For more details on mortgages, you can refer to resources like the Consumer Financial Protection Bureau (CFPB).
Understanding Pledge
A pledge is a type of security agreement where tangible movable goods are handed over to the lender as collateral for a loan. Pledge means bailment of goods as security against the loan.
- Key Characteristics:
- Property Type: Involves movable property, such as jewelry, gold, shares, or valuable goods.
- Possession: The distinguishing feature of a pledge is the transfer of physical possession of the asset from the borrower (pledgor) to the lender (pledgee). The lender holds the goods until the loan is repaid.
- Ownership: The borrower retains ownership of the pledged goods; only possession is transferred.
- Redemption: Upon full repayment of the loan, the pledged goods are returned to the borrower.
- Example: When someone takes a gold loan, they hand over their gold jewelry to the bank or a pawn shop, which holds it as security until the loan is repaid.
Understanding Hypothecation
Hypothecation is a method of creating a charge on movable property without delivering them to the lender. This means the borrower retains possession of the asset while the lender has a legal claim over it.
- Key Characteristics:
- Property Type: Primarily involves movable property, such as vehicles, inventory, or machinery.
- Possession: The borrower (hypothecator) retains physical possession and continues to use the asset.
- Charge Creation: A legal charge or claim is created in favor of the lender (hypothecatee) over the specified asset.
- Risk: Lenders face a higher risk due to the borrower's continued possession, as the asset could be misused, damaged, or even sold without the lender's knowledge (though this would be illegal).
- Example: When you take out a car loan, the car is hypothecated to the bank. You drive the car, but the bank has a charge on it, meaning if you default, they can repossess it. Similarly, businesses often hypothecate their inventory or accounts receivable to secure working capital loans.
For more insights into hypothecation, reputable financial glossaries or legal resources are useful, such as those from Investopedia.
Understanding Lien
A lien is a legal right or claim against an asset (or assets) that is used as collateral to satisfy a debt or obligation. It essentially gives the lienholder the right to seize or sell the property under specific conditions, typically if the debt is not paid.
- Key Characteristics:
- Property Type: Can apply to both movable and immovable property.
- Possession & Ownership: The debtor (owner of the property) usually retains both possession and ownership. A lien is simply an encumbrance on the property.
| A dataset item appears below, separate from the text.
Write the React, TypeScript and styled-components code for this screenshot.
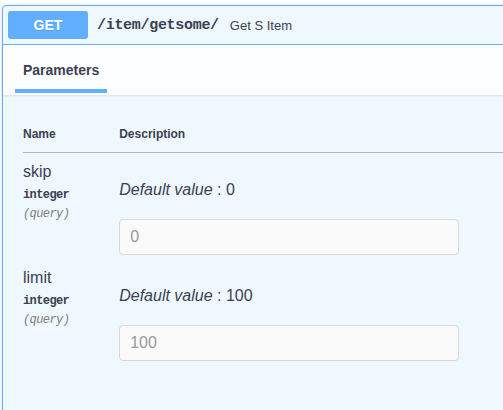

- Nature of Claim: It represents a legal claim on the property, giving the lienholder a right to enforce the debt against that specific asset.
- Types of Liens: Liens can arise in various ways:
- Voluntary Lien: Created by agreement (e.g., a mortgage is a type of lien).
- Involuntary Lien: Imposed by law without the owner's consent (e.g., tax liens, mechanic's liens, judgment liens).
- Priority: Liens often have a priority order, meaning some liens must be satisfied before others when a property is sold.
- Example:
- A mechanic's lien is placed on a house by a contractor who wasn't paid for work done.
- The IRS can place a tax lien on property if taxes are unpaid.
- A judgment lien can be placed on a debtor's assets after a court judgment.
Learn more about different types of liens from sources like Nolo.
Comparative Overview
To further clarify the distinctions, here's a table summarizing the key aspects of mortgage, pledge, hypothecation, and lien:
Feature | Mortgage | Pledge | Hypothecation | Lien |
---|---|---|---|---|
Property Type | Immovable property (e.g., real estate) | Movable goods (e.g., gold, jewelry) | Movable property (e.g., vehicles, inventory) | Movable or immovable property |
Possession | Borrower retains possession | Lender takes possession | Borrower retains possession | Debtor retains possession |
Ownership | Borrower retains ownership | Borrower retains ownership | Borrower retains ownership | Debtor retains ownership |
Interest/Charge | Transfer of an interest in the property | Bailment of goods; physical transfer of control | Creation of a charge on the property | Legal claim/encumbrance on the property |
Enforcement | Foreclosure; sale of property | Sale of pledged goods | Repossession; sale of property | Seizure or forced sale of property |
Primary Risk | Market value fluctuations, borrower default | Loss or damage of goods, market value | Misuse/disposal by borrower, fraud | Legal disputes, priority issues |
Common Examples | Home loans, commercial property loans | Gold loans, pawn shop loans | Car loans, equipment financing, inventory loans | Mechanic's liens, tax liens, judgment liens |
Practical Implications and Solutions
Understanding these differences is crucial for effective risk management and compliance:
-
For Borrowers:
- Mortgage: Allows you to use significant assets (like a home) to secure large loans while retaining use of the asset.
- Pledge: Provides quick access to funds by leveraging valuable movable assets, but you temporarily lose possession.
- Hypothecation: Offers flexibility to use assets (like a car or business inventory) to secure loans without giving them up. However, failure to repay can lead to repossession.
- Lien: Be aware that various claims can be placed on your property, potentially impacting your ability to sell or refinance. Address debts promptly to avoid involuntary liens.
-
For Lenders:
- Mortgage: Offers strong security with legally enforceable rights over immovable property, usually with public registration.
- Pledge: Provides the highest level of security as the lender has physical control over the collateral, reducing fraud risk.
- Hypothecation: Requires careful due diligence and robust monitoring systems due to the borrower retaining possession. Often involves extensive documentation and reporting.
- Lien: Understanding lien priority is critical, as it determines the order in which claims are satisfied if the property is liquidated.
In conclusion, while mortgage, pledge, hypothecation, and lien all serve to secure debt, their distinct mechanisms — particularly concerning the type of asset, possession, and the nature of the legal claim — make them suitable for different financial situations and carry varying levels of risk and protection for both parties involved.